Stuff About Cowboys & Gals
The days spent in the saddle are the days that are longed for. The simple things like a brisk morning, a warm cup of coffee and the four legged thing in the stock trailer. How the world hasn't figured out that it's the prime life to live, defeats me. This lifestyle is a minority among society, with the majority of folk only knowing and admiring Hollywoods version of the cowboy lifestyle.
That's just not reality. Reality can be seen from the eyes of an old, battered and weathered cowboy or a young boy asked to fill the shoes of a grown up on gathering day. It's gritty work that isn't always the most encouraging. The salary is barely beans and flour, the labor tires out the the most energetic of cowboys and gals and the days are long. The days are dirty and it's usually not just dirt. Your clothes get worn, your hands will callus and at some point, I guarantee you'll pick a fight with the pony beneath you.
Yet we saddle in the morning, drive the broken down pickup to the mountains, desert or pasture and we ride. We ride past lazy bulls, past peeping groundhogs, through the willows and across the crick. Sometimes it's cold, sometimes hot and sometimes windy. Mostly windy. Riding with a purpose to check cows, mend fence, move pastures and look for leppy calves. So many purposes within these rides that make each day different. Every aspect combines to be a part of why young cowboys get sucked in. It's also part of why they don't make it to higher education and part of why monotonous desk jobs seem like a punishment. A professor once said, "Don't be so worried about school, that you forget to learn." Well in a cowboys life the learning never stops.
The folk behind operations, are some of the smartest thinkers and quickest problem solvers and it's because the situations they run into everyday. Some things really can't be taught in a classroom, things that should be an instinct don't come from reading books. Instincts have to develop and they develop by being needed and applied. Being able to do this kind of work is a freedom from society and how it runs. It gives an education to those willing to put in the work. By any means it's not an education that grants a piece of paper in the end.

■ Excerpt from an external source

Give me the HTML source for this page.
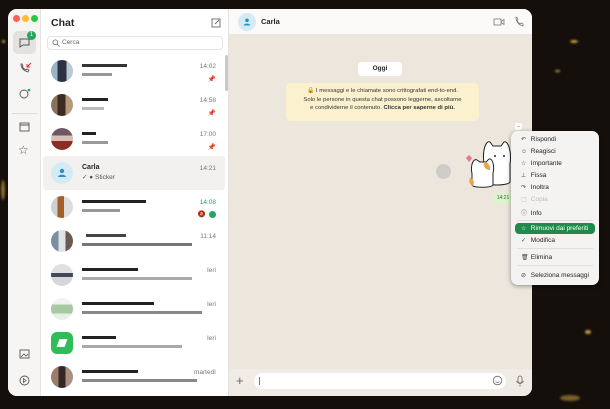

It's the kind that lets you network with your neighbors and learn the ecology of the pasture, it teaches anatomy and physiology during spring calving. Learning about rangeland management and conservation has never been more important and out there you get taught first hand. You learn speech and debate while sorting and processing cattle, you learn how to use your public speaking voice too. This lifestyle has continued for generations and it's because cowboys and gals live for it. We live for the educational moments that the livestock, people and environment can teach us.